今年一月中旬,紹興魯迅中學蔣平老師給我打電話的時候,我正在上海做“新概念作文”大賽的評委。他說要推薦一位他們學校的女生做我的學生,並介紹說她在2011年“第三屆全國魯迅青少年文學大賽”現場作文賽上榮獲了特等獎。蔣平老師在浙江省中學教育界口碑很好,他對魯迅作品的解讀,富有新意,頗受中學生乃至成人讀者的歡迎。他介紹的學生,我自然不會推脫。蔣老師隨即給我發來祝含瑤的幾篇文章,《對窗》、《伽藍》、《在與非在》、《最後一場劫殺》,還有那篇獲獎作文《我看阿Q》。說實話,我一開始並沒有準確理解蔣老師所說的“拜師”的意思,以為是想讓我在高考作文上給點指導。因此,後來我見到含瑤,主要也是從命題作文的訓練上點評了她的這幾篇作文。當然,也向她介紹了我所了解的“萌芽杯新概念作文”大賽的一些情況。後來和含瑤在QQ上聊過幾次,我的思路仍然在高考作文上。
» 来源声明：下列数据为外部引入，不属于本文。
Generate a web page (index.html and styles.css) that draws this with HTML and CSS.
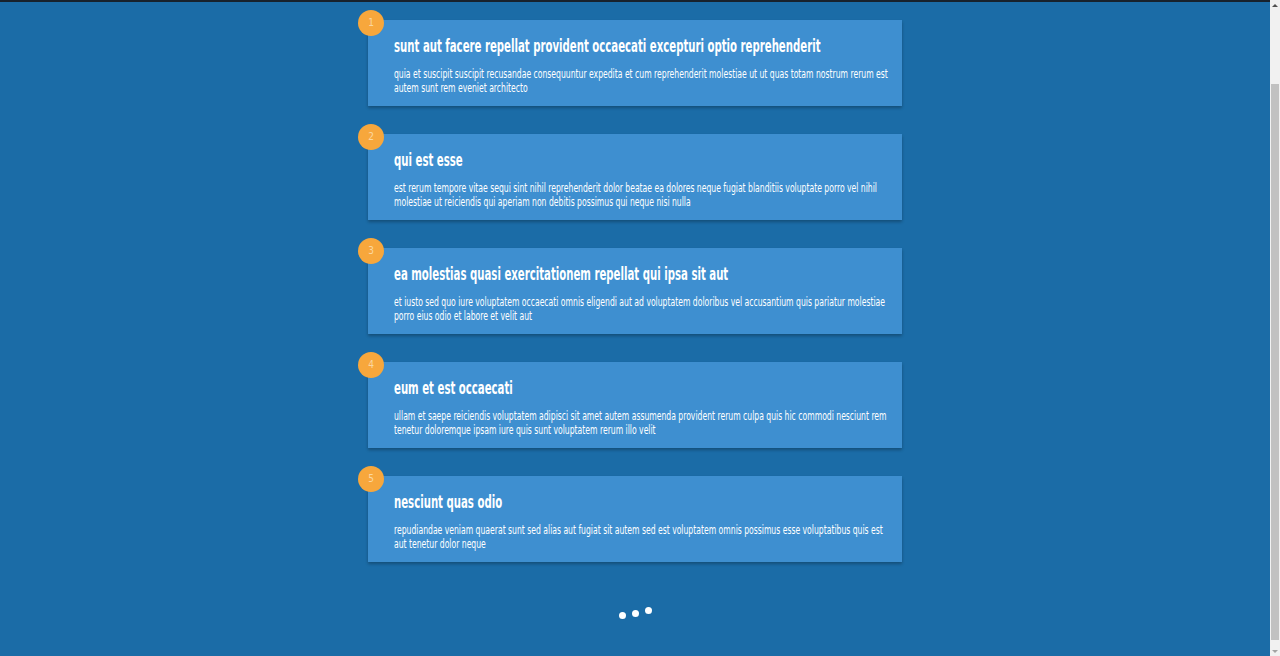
FILE: index.html
```html
<!DOCTYPE html>
<html lang="en">
<head>
<meta charset="utf-8">
<title>Posts</title>
<link rel="stylesheet" href="styles.css">
</head>
<body>
<div class="app">
  <div class="viewport">
    <div class="topline"></div>
    <main class="feed">
      <article class="post">
        <span class="badge">1</span>
        <h2 class="post-title">sunt aut facere repellat provident occaecati excepturi optio reprehenderit</h2>
        <p class="post-body">quia et suscipit suscipit recusandae consequuntur expedita et cum reprehenderit molestiae ut ut quas totam nostrum rerum est autem sunt rem eveniet architecto</p>
      </article>
      <article class="post">
        <span class="badge">2</span>
        <h2 class="post-title">qui est esse</h2>
        <p class="post-body">est rerum tempore vitae sequi sint nihil reprehenderit dolor beatae ea dolores neque fugiat blanditiis voluptate porro vel nihil molestiae ut reiciendis qui aperiam non debitis possimus qui neque nisi nulla</p>
      </article>
      <article class="post">
        <span class="badge">3</span>
        <h2 class="post-title">ea molestias quasi exercitationem repellat qui ipsa sit aut</h2>
        <p class="post-body">et iusto sed quo iure voluptatem occaecati omnis eligendi aut ad voluptatem doloribus vel accusantium quis pariatur molestiae porro eius odio et labore et velit aut</p>
      </article>
      <article class="post">
        <span class="badge">4</span>
        <h2 class="post-title">eum et est occaecati</h2>
        <p class="post-body">ullam et saepe reiciendis voluptatem adipisci sit amet autem assumenda provident rerum culpa quis hic commodi nesciunt rem tenetur doloremque ipsam iure quis sunt voluptatem rerum illo velit</p>
      </article>
      <article class="post">
        <span class="badge">5</span>
        <h2 class="post-title">nesciunt quas odio</h2>
        <p class="post-body">repudiandae veniam quaerat sunt sed alias aut fugiat sit autem sed est voluptatem omnis possimus esse voluptatibus quis est aut tenetur dolor neque</p>
      </article>
    </main>
    <div class="loader">
      <span class="dot dot-1"></span>
      <span class="dot dot-2"></span>
      <span class="dot dot-3"></span>
    </div>
  </div>
  <div class="scrollbar">
    <span class="sb-btn"><span class="arrow-up"></span></span>
    <div class="sb-track"><div class="sb-thumb"></div></div>
    <span class="sb-btn"><span class="arrow-down"></span></span>
  </div>
</div>
</body>
</html>
```

FILE: styles.css
```css
html, body {
  margin: 0;
  padding: 0;
  height: 100%;
  overflow: hidden;
}

body {
  background: #1b6ca7;
  font-family: "DejaVu Sans Condensed", "DejaVu Sans", sans-serif;
  font-stretch: condensed;
  color: #fff;
}

.app {
  display: flex;
  height: 100vh;
}

.viewport {
  flex: 1;
  min-width: 0;
  overflow: hidden;
  background: #1b6ca7;
}

.topline {
  height: 2px;
  background: #18222d;
}

.feed {
  width: 534px;
  margin: 0 auto;
  padding-top: 18px;
  display: flex;
  flex-direction: column;
  gap: 28px;
}

.post {
  position: relative;
  background: #3e8fd0;
  box-shadow: 0 2px 3px rgba(0, 0, 0, 0.28);
  padding: 13px 14px 12px 26px;
  height: 86px;
  box-sizing: border-box;
}

.badge {
  position: absolute;
  left: -10px;
  top: -10px;
  width: 26px;
  height: 26px;
  border-radius: 50%;
  background: #f7a73c;
  color: #fbd7a0;
  font-size: 10px;
  line-height: 26px;
  text-align: center;
  font-family: "DejaVu Sans", sans-serif;
}

.post-title {
  margin: 0 0 9px;
  font-size: 18.5px;
  line-height: 26px;
  font-weight: 700;
  white-space: nowrap;
  transform: scaleX(0.61);
  transform-origin: left center;
}

.post-body {
  margin: 0;
  width: calc(100% / 0.70);
  font-size: 12.2px;
  line-height: 13.5px;
  transform: scaleX(0.70);
  transform-origin: left top;
}

.loader {
  display: flex;
  justify-content: center;
  gap: 6px;
  padding-top: 44px;
}

.dot {
  width: 7px;
  height: 7px;
  border-radius: 50%;
  background: #fff;
}
.dot-1 { transform: translateY(6px); }
.dot-2 { transform: translateY(4px); }
.dot-3 { transform: translateY(1px); }

.scrollbar {
  width: 10px;
  flex: 0 0 10px;
  display: flex;
  flex-direction: column;
  background: #f1f1f1;
}

.sb-btn {
  height: 10px;
  flex: 0 0 10px;
  display: flex;
  align-items: center;
  justify-content: center;
}

.arrow-up {
  width: 0;
  height: 0;
  border-left: 3px solid transparent;
  border-right: 3px solid transparent;
  border-bottom: 3px solid #505050;
}

.arrow-down {
  width: 0;
  height: 0;
  border-left: 3px solid transparent;
  border-right: 3px solid transparent;
  border-top: 3px solid #a3a3a3;
}

.sb-track {
  flex: 1;
  display: flex;
  flex-direction: column;
}

.sb-thumb {
  margin: 74px 1px 0;
  height: 556px;
  background: #c1c1c1;
}
```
然而,這次含瑤給我發來她打算在浙江大學出版社出的十多萬字的文稿,我粗粗瀏覽了一下,不禁大吃一驚,原來含瑤的目標不隻是高考,她瞄準的更是文學啊。
這本文稿,給我的第一個驚奇是題材的多樣性。我經常碰見一些高中生向我訴苦,說自己生活單調,從家庭到學校兩點一線,有什麼生活可寫啊。然而,含瑤這些文章,既有現實題材,如描寫學習生活與友情的《對窗》,也有十八歲少年的反省——《被上帝寵壞的孩子》,她寫坐巴士的感受,寫拾荒老人,寫春天來了,她用欣喜的心情描寫著各麵的生活,似乎在她周邊有寫不完的題材。然而,她的筆觸也伸向想象的空間,她想象自己突然死後的情景(《人間》),她寫自己從未經曆過的西北打獵情景,有幾段文字甚至以狼的視角描述(《最後一場劫殺》)。視野之寬闊,思維之活躍,是我認識的高中生中少有的。
含瑤在這部文稿中,顯示出了豐富的想象力,而想象力是作家的基本素質之一。在《這不是風景》裏,敘述者把自己想象成一滴水,而且是會飛的水,飛到正遭受旱災的西南,落入小姑娘的眼睛裏。這篇有著安徒生童話風的作文,表現出含瑤充沛的想象力。而《人間》中關於死後情景的想象和《最後一場劫殺》中從不曾參與過的打獵場景描述,也是很好的例子。
含瑤不僅喜歡寫,她還對許多事有自己的獨立看法。比如對米蘭·昆德拉的《不能承受的生命之輕》的理解(《在與非在》);比如對課外選擇培訓班的自主立場(《陽光,在籬笆外奔跑》);她甚至對社會也投以自己的質疑與思考,讓人感到她那與年齡不太相配的成熟。
含瑤的文章充滿著對所講述對象的情感,所謂“筆底有情自生動”,我閱讀的時候常常被感染。例如她這篇對太婆的懷念之文《桂花》,不僅人物形象生動,她對這位視她如掌上明珠的長輩的懷念之情,充溢於全文。常常有中學生和我討論什麼是好作文,我的觀點就是,不要套話空話,或者說一些人雲亦雲的話,作文就應該表達寫作主體的真情實感。以這樣的標準衡量,《桂花》是一篇好文章。